### Supplied material
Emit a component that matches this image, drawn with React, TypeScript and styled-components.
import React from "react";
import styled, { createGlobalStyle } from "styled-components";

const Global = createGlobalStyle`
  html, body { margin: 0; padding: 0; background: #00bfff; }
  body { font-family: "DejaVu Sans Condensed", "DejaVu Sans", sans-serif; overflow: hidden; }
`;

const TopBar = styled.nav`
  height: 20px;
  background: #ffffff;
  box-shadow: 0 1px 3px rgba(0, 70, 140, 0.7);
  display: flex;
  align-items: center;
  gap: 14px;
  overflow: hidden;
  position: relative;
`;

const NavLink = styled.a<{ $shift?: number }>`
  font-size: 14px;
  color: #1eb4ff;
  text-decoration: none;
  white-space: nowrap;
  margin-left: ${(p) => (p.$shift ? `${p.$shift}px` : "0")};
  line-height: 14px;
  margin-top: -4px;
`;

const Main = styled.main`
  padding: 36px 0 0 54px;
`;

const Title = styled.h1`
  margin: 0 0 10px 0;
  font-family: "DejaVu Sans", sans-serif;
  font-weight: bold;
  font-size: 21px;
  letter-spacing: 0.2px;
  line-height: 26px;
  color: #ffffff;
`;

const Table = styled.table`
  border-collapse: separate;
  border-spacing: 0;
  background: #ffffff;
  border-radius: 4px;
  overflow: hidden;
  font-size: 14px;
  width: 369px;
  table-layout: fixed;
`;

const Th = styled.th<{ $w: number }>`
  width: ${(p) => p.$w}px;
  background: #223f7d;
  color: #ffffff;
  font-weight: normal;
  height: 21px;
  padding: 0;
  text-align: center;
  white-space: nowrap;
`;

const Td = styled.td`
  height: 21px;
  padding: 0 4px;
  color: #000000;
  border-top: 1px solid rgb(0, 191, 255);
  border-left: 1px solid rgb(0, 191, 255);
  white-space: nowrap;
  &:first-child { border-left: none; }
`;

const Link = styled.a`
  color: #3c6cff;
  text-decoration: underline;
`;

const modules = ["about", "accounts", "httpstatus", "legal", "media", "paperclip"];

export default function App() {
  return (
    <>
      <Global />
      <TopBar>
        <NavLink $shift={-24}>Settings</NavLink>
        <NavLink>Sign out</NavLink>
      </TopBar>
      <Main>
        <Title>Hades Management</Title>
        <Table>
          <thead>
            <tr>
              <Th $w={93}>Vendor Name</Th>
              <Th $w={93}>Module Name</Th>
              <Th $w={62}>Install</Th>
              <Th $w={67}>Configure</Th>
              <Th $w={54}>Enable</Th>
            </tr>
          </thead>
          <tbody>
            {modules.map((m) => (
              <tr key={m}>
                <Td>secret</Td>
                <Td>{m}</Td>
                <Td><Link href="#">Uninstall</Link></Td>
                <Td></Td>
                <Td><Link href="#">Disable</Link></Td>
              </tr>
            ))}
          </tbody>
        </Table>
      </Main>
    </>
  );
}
######
Output all of the data again, exactly.

Emit a component that matches this image, drawn with React, TypeScript and styled-components.
import React from "react";
import styled, { createGlobalStyle } from "styled-components";

const Global = createGlobalStyle`
  html, body { margin: 0; padding: 0; background: #00bfff; }
  body { font-family: "DejaVu Sans Condensed", "DejaVu Sans", sans-serif; overflow: hidden; }
`;

const TopBar = styled.nav`
  height: 20px;
  background: #ffffff;
  box-shadow: 0 1px 3px rgba(0, 70, 140, 0.7);
  display: flex;
  align-items: center;
  gap: 14px;
  overflow: hidden;
  position: relative;
`;

const NavLink = styled.a<{ $shift?: number }>`
  font-size: 14px;
  color: #1eb4ff;
  text-decoration: none;
  white-space: nowrap;
  margin-left: ${(p) => (p.$shift ? `${p.$shift}px` : "0")};
  line-height: 14px;
  margin-top: -4px;
`;

const Main = styled.main`
  padding: 36px 0 0 54px;
`;

const Title = styled.h1`
  margin: 0 0 10px 0;
  font-family: "DejaVu Sans", sans-serif;
  font-weight: bold;
  font-size: 21px;
  letter-spacing: 0.2px;
  line-height: 26px;
  color: #ffffff;
`;

const Table = styled.table`
  border-collapse: separate;
  border-spacing: 0;
  background: #ffffff;
  border-radius: 4px;
  overflow: hidden;
  font-size: 14px;
  width: 369px;
  table-layout: fixed;
`;

const Th = styled.th<{ $w: number }>`
  width: ${(p) => p.$w}px;
  background: #223f7d;
  color: #ffffff;
  font-weight: normal;
  height: 21px;
  padding: 0;
  text-align: center;
  white-space: nowrap;
`;

const Td = styled.td`
  height: 21px;
  padding: 0 4px;
  color: #000000;
  border-top: 1px solid rgb(0, 191, 255);
  border-left: 1px solid rgb(0, 191, 255);
  white-space: nowrap;
  &:first-child { border-left: none; }
`;

const Link = styled.a`
  color: #3c6cff;
  text-decoration: underline;
`;

const modules = ["about", "accounts", "httpstatus", "legal", "media", "paperclip"];

export default function App() {
  return (
    <>
      <Global />
      <TopBar>
        <NavLink $shift={-24}>Settings</NavLink>
        <NavLink>Sign out</NavLink>
      </TopBar>
      <Main>
        <Title>Hades Management</Title>
        <Table>
          <thead>
            <tr>
              <Th $w={93}>Vendor Name</Th>
              <Th $w={93}>Module Name</Th>
              <Th $w={62}>Install</Th>
              <Th $w={67}>Configure</Th>
              <Th $w={54}>Enable</Th>
            </tr>
          </thead>
          <tbody>
            {modules.map((m) => (
              <tr key={m}>
                <Td>secret</Td>
                <Td>{m}</Td>
                <Td><Link href="#">Uninstall</Link></Td>
                <Td></Td>
                <Td><Link href="#">Disable</Link></Td>
              </tr>
            ))}
          </tbody>
        </Table>
      </Main>
    </>
  );
}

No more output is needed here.